Мать незаметно подмигнула мне, подавая знак уйти. Она была на моей стороне. Она подмигнула мне так же плутовато, как много лет назад, когда при мне бранила отца за то, что он рассказывает мне о всяких мерзостях, например, о существовании несносных пилигримов. Она и Валли увели меня, отец вздохнул с облегчением и вытянулся на своем ложе страданий. Его, очевидно, очень успокаивало сознание, что я остаюсь.
— Завтра я встану, — сказал он, приветливо кивая мне на прощание, — сегодня вы еще извините меня. Подойди еще раз, сын мой, обними меня! Ты лучше, чем я думал, ты настоящий мужчина!

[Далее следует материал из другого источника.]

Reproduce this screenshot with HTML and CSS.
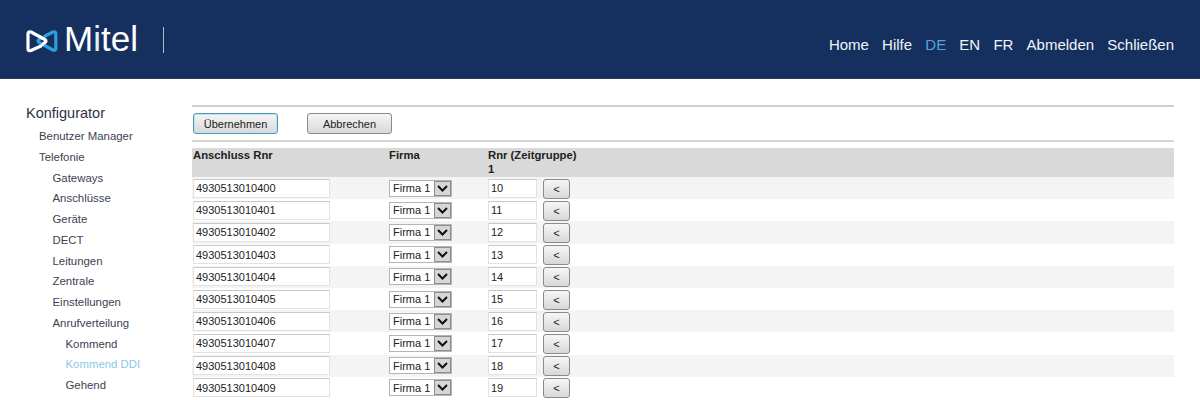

И когда я получил и возвратил полагающийся мне поцелуй и когда он выпустил меня из своих крепких, и на этот раз, может быть, искренних, объятий, он сказал:
— Прежде всего — я настаиваю на этом — наш дорогой гость должен быть в десять часов в постели. Позже не засиживаться! Поняли? А ты, Юдифь, — обратился он к девушке, которая не сводила с меня глаз, — ты не поцелуешь меня?
— Ах, да, — холодно сказала Юдифь, склонилась над ним во всей своей юной красе и легонько поцеловала в лоб.
Он попытался удержать ее, ему хотелось, чтобы она осталась до ужина у него, пока Валли и мать будут вводить меня в лабиринт финансовых дел. Но она высвободила свои руки и отправилась вслед за нами. В продолжение всего разговора, который затянулся до двух часов ночи (а мне еще не все стало ясным), она терпеливо оставалась на месте и следила за нашей беседой. Только на короткий миг она оставила нас и, ступая на цыпочках, удостоверилась, лег ли ее Виктор спать, вычистил ли он предварительно зубы, прочитал ли вечернюю молитву и уложил ли учебники к завтрашним урокам. Она как бы заменяла мать младшему брату, который подчинялся ей беспрекословно. Он был тихий, послушный, но вспыльчивый мальчик. Все говорили, что он чрезвычайно похож на меня в детстве.
Я в детстве! Моя жестокая память откликнулась и на это, и с затаенной болью я устремился к тому времени, когда я не знал еще Эвелины.
Мать старалась изобразить мне наше финансовое положение более расстроенным, чем это, вероятно, было в действительности. Впрочем, мать была мало осведомлена. Юдифь, при всей ее юности и кажущемся легкомыслии, знала о многом лучше, чем мать. Я видел это по ее взгляду. Все три женщины хотели только одного — снова втянуть меня в круг семьи. Они боялись, что я стану сопротивляться. Они не видели, что среди них сидит совсем другой, потерянный человек. Часов около десяти мать на короткое время оставила нас одних. Она хотела уложить отца. Насколько я мог судить, он и без посторонней помощи мог проделать короткий путь из кабинета в спальню. Его непременно хотели изобразить жалким, неспособным вести свои дела стариком, а он сохранил всю свою несокрушимую силу воли.